= Thomas Lunsford Stokes =

American journalist (1898–1958)

Thomas Lunsford Stokes, Jr. (November 1, 1898 – May 14, 1958) was a Pulitzer Prize-winning American journalist.

== Biography ==
Thomas Stokes was born in Atlanta, Georgia, on November 1, 1898, to Thomas Lunsford Stokes and Emma Layton, both descendants of colonial families. His father was a co-founder of Davison-Paxon-Stokes, a major department store chain in the southeastern United States. He graduated from the University of Georgia in 1920, after 3 years.

He began his journalism career working as a reporter for Georgia newspapers and then moved to Washington in 1921, where he took dictation from reporters at United Press. He later worked as a copy editor and then as a reporter covering all aspects of Washington politics. He greeted the New Deal with enthusiasm and his coverage of the early days of Franklin D. Roosevelt's administration brought him to the attention of the Scripps-Howard newspaper chain, which hired him as its Washington correspondent in 1933.

In 1937, the Amalgamated Clothing Workers of America reprinted a series of his articles under the title Carpetbaggers of Industry to indict businesses that relocated to the South in search of lower-earning workers.

His coverage of FDR's administration grew more critical over time. He won the Pulitzer Prize in 1939 for investigating how Kentucky politicians had corrupted the Works Progress Administration (WPA) to advance their own careers. He concluded the Kentucky WPA was "a grand political racket in which the taxpayer is the victim." Stokes and WPA Administrator Harry Hopkins traded charges for several days. Stokes explained why the WPA's investigation found fewer problems that he had:

The motives were different. I was sent to Kentucky as a reporter. I had no other instructions than to write the facts as I found them. I had no axe to grind. I lay no claims to infallibility. I yield myself to the usual margin of error. I made a careful investigation, in good faith, and I stand on my conclusions.... Mr. Hopkins ... sent WPA investigators to the State to investigate the WPA. WPA officials and workers, when confronted by WPA investigators, naturally see over the shoulders of the latter none other than Mr. Hopkins in Washington, the man who controls their jobs. It is only human for them to say "It isn't so." To this may be attributed, at least in part, the conflict in versions of what happened in individual cases. But to my mind — and I think to any fair-minded person, there can be no question about the broad, general picture. The whole atmosphere and tone of the WPA in Kentucky is political and has been at least since early March.

The Kentucky politician implicated was Senator Alben Barkley. The affair led indirectly to the passage of the Hatch Act.
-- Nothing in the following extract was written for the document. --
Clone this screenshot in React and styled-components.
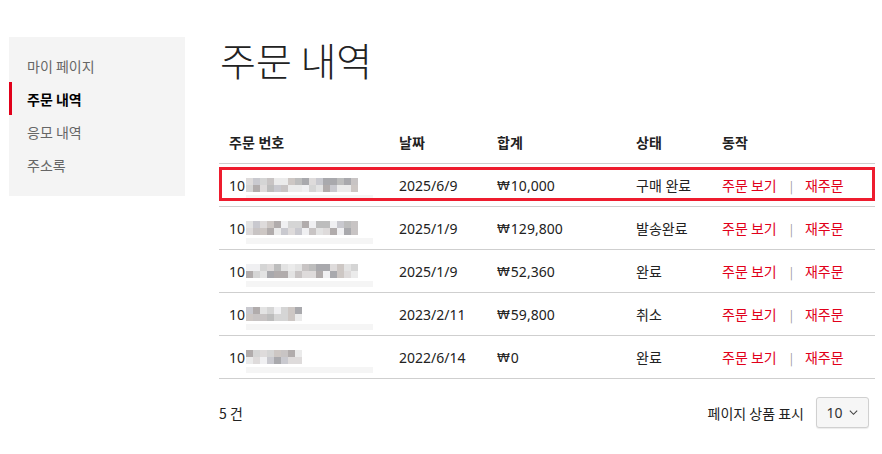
import React from "react";
import styled, { createGlobalStyle } from "styled-components";

const GlobalStyle = createGlobalStyle`
  body {
    margin: 0;
    background: #fff;
    font-family: "Noto Sans", "Noto Sans CJK KR", sans-serif;
    color: #222;
  }
`;

const Page = styled.div`
  display: flex;
  align-items: flex-start;
  gap: 34px;
  padding: 37px 8px 0 9px;
  width: 882px;
  height: 454px;
  box-sizing: border-box;
  overflow: hidden;
`;

const Sidebar = styled.nav`
  width: 176px;
  height: 159px;
  background: #f4f4f4;
  padding-top: 12px;
  box-sizing: border-box;
  flex-shrink: 0;
`;

const NavItem = styled.div`
  height: 33px;
  display: flex;
  align-items: center;
  padding-left: ${(p) => (p.active ? "15px" : "18px")};
  border-left: ${(p) => (p.active ? "3px solid #e1001a" : "none")};
  font-family: "Noto Sans CJK KR", sans-serif;
  font-size: 14px;
  font-weight: ${(p) => (p.active ? 700 : 400)};
  color: ${(p) => (p.active ? "#000" : "#666")};
`;

const Main = styled.main`
  width: 656px;
`;

const Title = styled.h1`
  margin: 0 0 0 1px;
  height: 83px;
  font-family: "Noto Sans CJK KR", sans-serif;
  font-weight: 300;
  font-size: 39px;
  line-height: 44px;
  color: #222;
`;

const Row = styled.div`
  position: relative;
  display: grid;
  grid-template-columns: 170px 98px 139px 86px 163px;
  align-items: center;
  height: ${(p) => (p.head ? "43px" : "42px")};
  border-bottom: 1px solid #cfcfcf;
  font-size: 14px;
  font-weight: ${(p) => (p.head ? 700 : 400)};
  color: #222;
  ${(p) =>
    p.highlighted &&
    `
    &::after {
      content: "";
      position: absolute;
      left: 0;
      right: 0;
      top: 3px;
      bottom: 5px;
      border: 3px solid #ee1c2e;
      pointer-events: none;
    }
  `}
`;

const Cell = styled.div`
  padding-left: 10px;
  font-family: "Noto Sans", "Noto Sans CJK KR", sans-serif;
  white-space: nowrap;
  display: flex;
  align-items: center;
`;

const Won = styled.span`
  font-family: "DejaVu Sans", "Noto Sans CJK KR", sans-serif;
  font-size: 13px;
  margin-right: 1px;
`;

const OrderNo = styled.div`
  position: relative;
  display: flex;
  align-items: center;
  height: 100%;
  &::after {
    content: "";
    position: absolute;
    left: 17px;
    width: 127px;
    bottom: -6px;
    height: 6px;
    background: #f5f5f5;
  }
`;

const Pixels = styled.div`
  display: grid;
  grid-template-columns: repeat(${(p) => p.cols}, 7px);
  grid-auto-rows: 7px;
  margin-left: 1px;
`;

const Pixel = styled.span`
  background: ${(p) => p.shade};
`;

const Links = styled.div`
  display: flex;
  align-items: center;
  padding-left: 10px;
  font-family: "Noto Sans CJK KR", sans-serif;
  font-size: 14px;
  font-weight: 400;
`;

const RedLink = styled.a`
  color: #e1001a;
  text-decoration: none;
`;

const Divider = styled.span`
  color: #999;
  font-size: 12px;
  margin: 0 12px 0 13px;
`;

const Footer = styled.div`
  display: flex;
  align-items: center;
  justify-content: space-between;
  margin-top: 18px;
  padding-right: 6px;
  font-family: "Noto Sans CJK KR", sans-serif;
  font-size: 14px;
  color: #222;
`;

const PerPage = styled.div`
  display: flex;
  align-items: center;
  gap: 12px;
`;

const Select = styled.div`
  width: 53px;
  height: 31px;
  box-sizing: border-box;
  border: 1px solid #d0d0d0;
  border-radius: 3px;
  background: #f6f6f6;
  display: flex;
  align-items: center;
  justify-content: center;
  gap: 5px;
  font-family: "Noto Sans", sans-serif;
  font-size: 14px;
  color: #333;
  box-shadow: 0 1px 1px rgba(0, 0, 0, 0.08);
`;

const palette = ["#e3e3e3", "#d5d5d5", "#c8c4c4", "#bdbdbd", "#b1acac", "#c9c9cf", "#dedbdb", "#ebebeb", "#a9a9ad", "#cdc7c4", "#f0f0f2"];

function makeShades(seed, count) {
  const out = [];
  let s = seed;
  for (let i = 0; i < count; i++) {
    s = (s * 9301 + 49297) % 233280;
    out.push(palette[s % palette.length]);
  }
  return out;
}

const orders = [
  { cols: 16, seed: 11, date: "2025/6/9", total: "10,000", status: "구매 완료", highlighted: true },
  { cols: 16, seed: 27, date: "2025/1/9", total: "129,800", status: "발송완료" },
  { cols: 16, seed: 53, date: "2025/1/9", total: "52,360", status: "완료" },
  { cols: 8, seed: 71, date: "2023/2/11", total: "59,800", status: "취소" },
  { cols: 8, seed: 97, date: "2022/6/14", total: "0", status: "완료" },
];

const ChevronDown = () => (
  <svg width="11" height="11" viewBox="0 0 12 12" fill="none">
    <path d="M2 4l4 4 4-4" stroke="#444" strokeWidth="1.2" />
  </svg>
);

export default function App() {
  return (
    <>
      <GlobalStyle />
      <Page>
        <Sidebar>
          <NavItem>마이 페이지</NavItem>
          <NavItem active>주문 내역</NavItem>
          <NavItem>응모 내역</NavItem>
          <NavItem>주소록</NavItem>
        </Sidebar>
        <Main>
          <Title>주문 내역</Title>
          <Row head>
            <Cell>주문 번호</Cell>
            <Cell>날짜</Cell>
            <Cell>합계</Cell>
            <Cell>상태</Cell>
            <Cell>동작</Cell>
          </Row>
          {orders.map((o, i) => (
            <Row key={i} highlighted={o.highlighted}>
              <Cell>
                <OrderNo>
                  10
                  <Pixels cols={o.cols}>
                    {makeShades(o.seed, o.cols * 2).map((shade, j) => (
                      <Pixel key={j} shade={shade} />
                    ))}
                  </Pixels>
                </OrderNo>
              </Cell>
              <Cell>{o.date}</Cell>
              <Cell>
                <Won>₩</Won>
                {o.total}
              </Cell>
              <Cell>{o.status}</Cell>
              <Links>
                <RedLink href="#">주문 보기</RedLink>
                <Divider>|</Divider>
                <RedLink href="#">재주문</RedLink>
              </Links>
            </Row>
          ))}
          <Footer>
            <span>5 건</span>
            <PerPage>
              <span>페이지 상품 표시</span>
              <Select>
                10
                <ChevronDown />
              </Select>
            </PerPage>
          </Footer>
        </Main>
      </Page>
    </>
  );
}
He authored an autobiography, Chip Off My Shoulder, in 1940. A reviewer described him: "He is irreverent but not flip, ironic but not bitter, a hater of pretense and arrogance but not of people.

Some of his 1941 reporting on the awarding of construction contracts provoked a contentious debate in the U.S. Senate in which Senator Claude Pepper accused Stokes of "perfidious falsehood."

Stokes became a columnist for United Features Syndicate in December 1944. More than 100 newspapers ran his column. He withdrew his column from the syndicate in late 1946 because of what he perceived as too much editorial interference.

In 1947, he won the Raymond Clapper Memorial Award for general excellence in Washington reporting and crusading. He was honored again by the Raymond Clapper Memorial Association just before his death.

His second book, The Savannah, a study of the river's role in the South, appeared in 1951.

He died of a brain tumor in Washington, D.C., on May 14, 1958. He was buried in Arlington National Cemetery. His wife Hannah survived him.

The Thomas L. Stokes Award is given annually for reporting on the development, use, and conservation of energy and other natural resources.